Like any business sector the security industry has not missed out on the impact of the economic crises of the last few years. In the early days of the recession there were two schools of thought; firstly that some major jobs would be moth-balled until a time when cash-flow was at more of a premium and secondly, as is usual for a recession, crime would rise so more security measures would be required.
Looking back there is a case for both of these scenarios having happened to some extent. The major crimes of the early downturn appeared to be the theft of items such as diesel and metal machinery and oddities (manhole covers, cable and statues) for scrap value. These thefts did lead to an increase in surveillance and monitoring applications and the theft of fuel (as prices remain high) is still a major problem for the police.
Indeed the CCTV market in the UK did not slow down during the recession as a recent report from Key Note shows a value growth of 3.1% in 2012 and a 5.8% growth in 2013. People did not stop buying cameras in general, but the major contracts were held back.
In terms of shelved projects this was a problem for installers as there was an increasing reliance upon existing customers and maintenance contracts to get through the tough times. Furthermore the much publicised encroachment of IT integrators moving into the security sphere along with the introduction of cheap DIY network security products on the high street added further pressures to the bottom line.
But changes are apparently afoot. The green shoots of recovery are now beginning to blossom and many of the people we have spoken to over the last few months have said that they are definitely seeing a change in the market. Indeed all the signs from the economic commentators give the impression that the UK market is doing rather well these days. Industrial output is up, the service sector is still growing, unemployment is down, house prices are rising and house building is also on the up and other similar factors are all contributing to the fact that the UK is currently showing signs of having the best growth of all the G7 countries. Most experts (apart from those with political agendas) agree that the economic tide had turned.

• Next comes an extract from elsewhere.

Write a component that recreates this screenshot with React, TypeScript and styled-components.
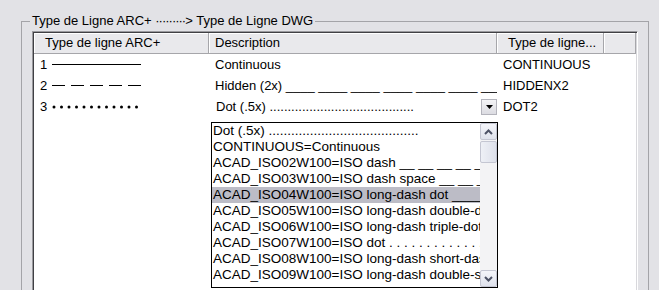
import React from "react";
import styled, { createGlobalStyle } from "styled-components";

const GlobalStyle = createGlobalStyle`
	html, body {
		margin: 0;
		padding: 0;
	}
	body {
		background: #e2e2e6;
		font-family: "Liberation Sans", Arial, sans-serif;
		font-size: 13px;
		color: #000;
	}
`;

const Page = styled.div`
	width: 659px;
	height: 290px;
	overflow: hidden;
	box-sizing: border-box;
	padding: 14px 0 0 21px;
`;

const GroupBox = styled.fieldset`
	margin: 0;
	width: 628px;
	height: 300px;
	box-sizing: border-box;
	border: 1px solid #a4a4a8;
	padding: 3px 10px 0 10px;
`;

const Legend = styled.legend`
	margin-left: -2px;
	padding: 0 2px;
	font-family: "Liberation Sans", Arial, sans-serif;
	font-size: 13px;
	line-height: 14px;
`;

const Arrow = styled.span`
	letter-spacing: -1px;
	margin-right: 1px;
`;

const ListView = styled.div`
	width: 606px;
	height: 280px;
	box-sizing: border-box;
	background: #fff;
	border: 1px solid;
	border-color: #9a9a9e #ffffff #ffffff #9a9a9e;
	box-shadow: inset 1px 1px 0 #404044, inset -1px -1px 0 #d8d8dc;
	padding: 1px;
`;

const HeaderRow = styled.div`
	display: flex;
	height: 20px;
	background: #e9e9ec;
	border-bottom: 1px solid #a6a6aa;
`;

const HeaderCell = styled.div<{ $w?: number; $pad: number }>`
	${(p) => (p.$w ? `width: ${p.$w}px;` : "flex: 1;")}
	box-sizing: border-box;
	padding-left: ${(p) => p.$pad}px;
	line-height: 20px;
	border-right: 1px solid #a6a6aa;
	box-shadow: inset 1px 1px 0 #ffffff;
	white-space: nowrap;
	overflow: hidden;
`;

const Row = styled.div`
	display: flex;
	height: 21px;
	align-items: center;
`;

const Cell = styled.div<{ $w: number; $pad: number }>`
	width: ${(p) => p.$w}px;
	box-sizing: border-box;
	padding-left: ${(p) => p.$pad}px;
	display: flex;
	align-items: center;
	white-space: nowrap;
	overflow: hidden;
	height: 100%;
`;

const Sample = styled.svg`
	margin-left: 5px;
	flex: none;
`;

const ComboCell = styled.div`
	width: 288px;
	height: 100%;
	position: relative;
	box-sizing: border-box;
	padding-left: 1px;
`;

const Combo = styled.div`
	display: flex;
	align-items: center;
	height: 100%;
`;

const ComboText = styled.div`
	flex: 1;
	padding-left: 6px;
	white-space: nowrap;
	overflow: hidden;
`;

const DropButton = styled.div`
	width: 16px;
	height: 16px;
	box-sizing: border-box;
	background: linear-gradient(#f4f4f6, #dcdce2);
	border: 1px solid #b4b4bc;
	display: flex;
	align-items: center;
	justify-content: center;
`;

const DropList = styled.div`
	position: absolute;
	left: 2px;
	top: 26px;
	width: 287px;
	height: 166px;
	box-sizing: border-box;
	border: 1px solid #000;
	background: #fff;
	display: flex;
	z-index: 2;
`;

const Items = styled.div`
	flex: 1;
	overflow: hidden;
`;

const Item = styled.div<{ $selected?: boolean }>`
	height: 16px;
	line-height: 16px;
	font-size: 13.5px;
	padding-left: 1px;
	white-space: nowrap;
	overflow: hidden;
	background: ${(p) => (p.$selected ? "#bcbcc6" : "transparent")};
`;

const ScrollBar = styled.div`
	width: 17px;
	display: flex;
	flex-direction: column;
	background: #f3f3f5;
`;

const ScrollButton = styled.div`
	height: 17px;
	box-sizing: border-box;
	border: 1px solid #c4c6d2;
	border-radius: 2px;
	background: linear-gradient(#f4f5fa, #dfe2ec);
	display: flex;
	align-items: center;
	justify-content: center;
`;

const Thumb = styled.div`
	height: 22px;
	margin-top: 1px;
	box-sizing: border-box;
	border: 1px solid #c4c6d2;
	border-radius: 2px;
	background: linear-gradient(90deg, #eef0f6, #dde0ea);
`;

const Track = styled.div`
	flex: 1;
`;

const dropItems = [
	"Dot (.5x) ........................................",
	"CONTINUOUS=Continuous",
	"ACAD_ISO02W100=ISO dash __ __ __ __ __ __",
	"ACAD_ISO03W100=ISO dash space __   __   __",
	"ACAD_ISO04W100=ISO long-dash dot _______",
	"ACAD_ISO05W100=ISO long-dash double-dot",
	"ACAD_ISO06W100=ISO long-dash triple-dot",
	"ACAD_ISO07W100=ISO dot . . . . . . . . . . . . . . . . .",
	"ACAD_ISO08W100=ISO long-dash short-dash",
	"ACAD_ISO09W100=ISO long-dash double-short-dash",
];

function Chevron({ up }: { up?: boolean }) {
	return (
		<svg width="9" height="6" viewBox="0 0 9 6">
			<polyline
				points={up ? "1,5 4.5,1.5 8,5" : "1,1 4.5,4.5 8,1"}
				fill="none"
				stroke="#4d5266"
				strokeWidth="2"
			/>
		</svg>
	);
}

export default function App() {
	return (
		<Page>
			<GlobalStyle />
			<GroupBox>
				<Legend>
					Type de Ligne ARC+ <Arrow>·········&gt;</Arrow> Type de Ligne DWG
				</Legend>
				<ListView>
					<HeaderRow>
						<HeaderCell $w={175} $pad={11}>Type de ligne ARC+</HeaderCell>
						<HeaderCell $w={288} $pad={6}>Description</HeaderCell>
						<HeaderCell $w={107} $pad={11}>Type de ligne...</HeaderCell>
						<HeaderCell $pad={0} />
					</HeaderRow>
					<Row>
						<Cell $w={175} $pad={6}>
							1
							<Sample width="92" height="3">
								<line x1="0" y1="1.5" x2="89" y2="1.5" stroke="#000" strokeWidth="1" />
							</Sample>
						</Cell>
						<Cell $w={288} $pad={6}>Continuous</Cell>
						<Cell $w={107} $pad={6}>CONTINUOUS</Cell>
					</Row>
					<Row>
						<Cell $w={175} $pad={6}>
							2
							<Sample width="92" height="3">
								<line x1="0" y1="1.5" x2="89" y2="1.5" stroke="#000" strokeWidth="1" strokeDasharray="13 6" />
							</Sample>
						</Cell>
						<Cell $w={288} $pad={6}>Hidden (2x) ____ ____ ____ ____ ____ ____ ____ ____</Cell>
						<Cell $w={107} $pad={6}>HIDDENX2</Cell>
					</Row>
					<Row>
						<Cell $w={175} $pad={6}>
							3
							<Sample width="92" height="4">
								{Array.from({ length: 12 }).map((_, i) => (
									<circle key={i} cx={2 + i * 7.5} cy="2" r="1.5" fill="#000" />
								))}
							</Sample>
						</Cell>
						<ComboCell>
							<Combo>
								<ComboText>Dot (.5x) ........................................</ComboText>
								<DropButton>
									<svg width="7" height="4" viewBox="0 0 7 4">
										<polygon points="0,0 7,0 3.5,4" fill="#000" />
									</svg>
								</DropButton>
							</Combo>
							<DropList>
								<Items>
									{dropItems.map((t, i) => (
										<Item key={i} $selected={i === 4}>{t}</Item>
									))}
								</Items>
								<ScrollBar>
									<ScrollButton><Chevron up /></ScrollButton>
									<Thumb />
									<Track />
									<ScrollButton><Chevron /></ScrollButton>
								</ScrollBar>
							</DropList>
						</ComboCell>
						<Cell $w={107} $pad={6}>DOT2</Cell>
					</Row>
				</ListView>
			</GroupBox>
		</Page>
	);
}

On the crest of this wave the moth-balled projects are beginning to come to fruition and this is good news for the security installer as larger contracts are now on the table. The aforementioned market report from Key Note predicts a CCTV value growth of 3.8% for 2014 yet there are people that we have spoken to that believe this will be higher, especially once the summer holidays are over and companies begin looking to freeing up budgets that had been tightened in previous years.
Whatever the final figures prove to be, the times are beginning to look financially rosier for the security installer. Obviously there is not going to be a sudden pot of gold waiting for all of you in the office one morning, but all predictions are looking positive – which is much welcome news.